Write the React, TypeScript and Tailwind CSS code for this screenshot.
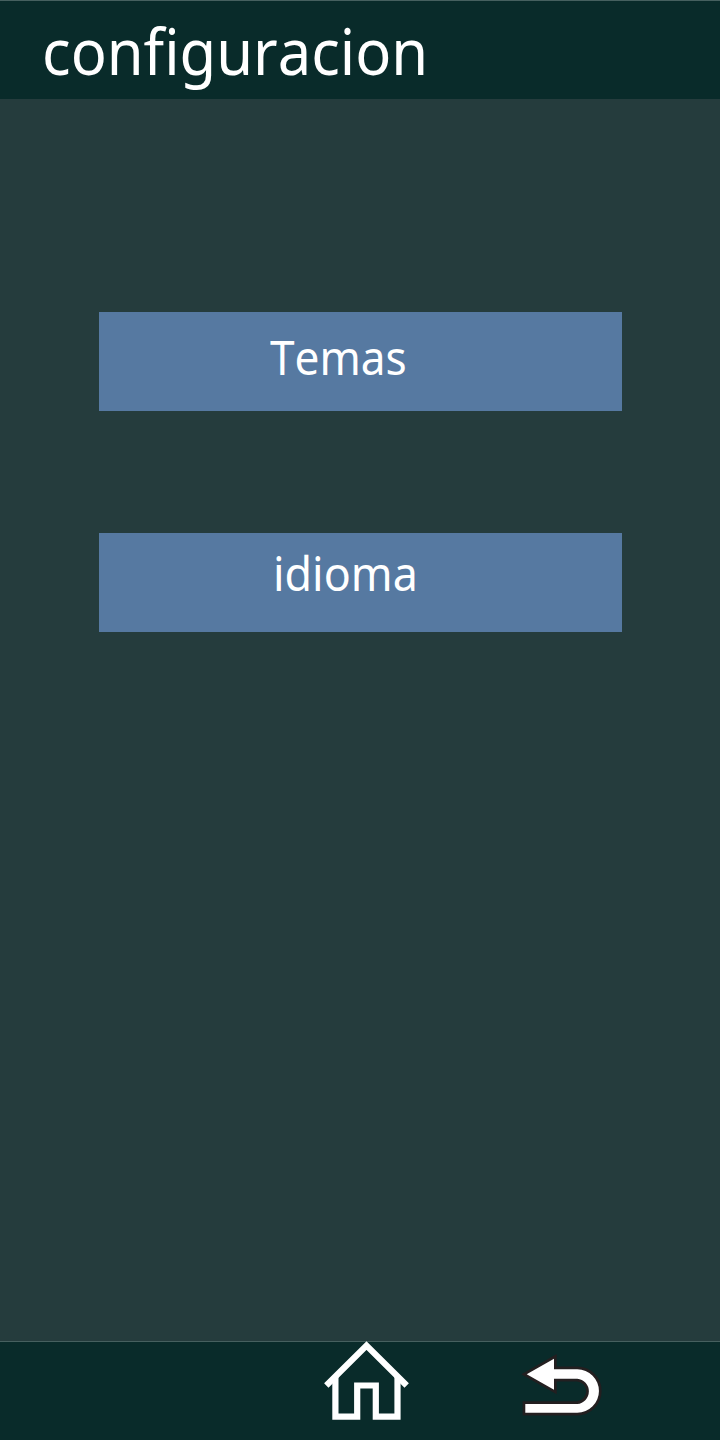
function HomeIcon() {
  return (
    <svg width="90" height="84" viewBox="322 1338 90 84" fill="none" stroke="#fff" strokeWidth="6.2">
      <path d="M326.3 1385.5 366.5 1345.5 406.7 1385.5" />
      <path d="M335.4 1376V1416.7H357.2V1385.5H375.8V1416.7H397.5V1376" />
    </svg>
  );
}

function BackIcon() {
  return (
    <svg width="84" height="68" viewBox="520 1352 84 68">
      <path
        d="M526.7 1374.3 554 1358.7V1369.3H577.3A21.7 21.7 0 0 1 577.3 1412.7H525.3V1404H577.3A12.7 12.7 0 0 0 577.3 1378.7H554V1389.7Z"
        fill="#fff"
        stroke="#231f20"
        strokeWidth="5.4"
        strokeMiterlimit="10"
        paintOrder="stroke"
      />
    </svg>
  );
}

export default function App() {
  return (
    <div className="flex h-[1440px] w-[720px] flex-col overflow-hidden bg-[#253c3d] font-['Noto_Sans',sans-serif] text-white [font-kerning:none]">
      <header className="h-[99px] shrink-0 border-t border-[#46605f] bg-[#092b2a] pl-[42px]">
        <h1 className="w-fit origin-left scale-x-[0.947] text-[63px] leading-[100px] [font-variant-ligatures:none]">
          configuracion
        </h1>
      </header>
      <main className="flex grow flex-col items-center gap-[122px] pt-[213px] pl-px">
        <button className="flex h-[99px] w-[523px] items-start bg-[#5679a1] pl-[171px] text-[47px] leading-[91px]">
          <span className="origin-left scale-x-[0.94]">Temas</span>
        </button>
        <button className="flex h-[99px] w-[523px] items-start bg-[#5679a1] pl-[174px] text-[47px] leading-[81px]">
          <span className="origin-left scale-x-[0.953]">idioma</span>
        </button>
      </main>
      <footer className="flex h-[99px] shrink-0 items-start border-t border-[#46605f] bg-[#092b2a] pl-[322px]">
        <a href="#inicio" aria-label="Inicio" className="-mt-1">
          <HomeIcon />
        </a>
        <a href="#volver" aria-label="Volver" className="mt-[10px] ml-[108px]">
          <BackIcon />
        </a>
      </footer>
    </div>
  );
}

Instructions for the task = Using the material above, set down every line exactly, but skip the pictures.

Written solution =
Write the React, TypeScript and Tailwind CSS code for this screenshot.
function HomeIcon() {
  return (
    <svg width="90" height="84" viewBox="322 1338 90 84" fill="none" stroke="#fff" strokeWidth="6.2">
      <path d="M326.3 1385.5 366.5 1345.5 406.7 1385.5" />
      <path d="M335.4 1376V1416.7H357.2V1385.5H375.8V1416.7H397.5V1376" />
    </svg>
  );
}

function BackIcon() {
  return (
    <svg width="84" height="68" viewBox="520 1352 84 68">
      <path
        d="M526.7 1374.3 554 1358.7V1369.3H577.3A21.7 21.7 0 0 1 577.3 1412.7H525.3V1404H577.3A12.7 12.7 0 0 0 577.3 1378.7H554V1389.7Z"
        fill="#fff"
        stroke="#231f20"
        strokeWidth="5.4"
        strokeMiterlimit="10"
        paintOrder="stroke"
      />
    </svg>
  );
}

export default function App() {
  return (
    <div className="flex h-[1440px] w-[720px] flex-col overflow-hidden bg-[#253c3d] font-['Noto_Sans',sans-serif] text-white [font-kerning:none]">
      <header className="h-[99px] shrink-0 border-t border-[#46605f] bg-[#092b2a] pl-[42px]">
        <h1 className="w-fit origin-left scale-x-[0.947] text-[63px] leading-[100px] [font-variant-ligatures:none]">
          configuracion
        </h1>
      </header>
      <main className="flex grow flex-col items-center gap-[122px] pt-[213px] pl-px">
        <button className="flex h-[99px] w-[523px] items-start bg-[#5679a1] pl-[171px] text-[47px] leading-[91px]">
          <span className="origin-left scale-x-[0.94]">Temas</span>
        </button>
        <button className="flex h-[99px] w-[523px] items-start bg-[#5679a1] pl-[174px] text-[47px] leading-[81px]">
          <span className="origin-left scale-x-[0.953]">idioma</span>
        </button>
      </main>
      <footer className="flex h-[99px] shrink-0 items-start border-t border-[#46605f] bg-[#092b2a] pl-[322px]">
        <a href="#inicio" aria-label="Inicio" className="-mt-1">
          <HomeIcon />
        </a>
        <a href="#volver" aria-label="Volver" className="mt-[10px] ml-[108px]">
          <BackIcon />
        </a>
      </footer>
    </div>
  );
}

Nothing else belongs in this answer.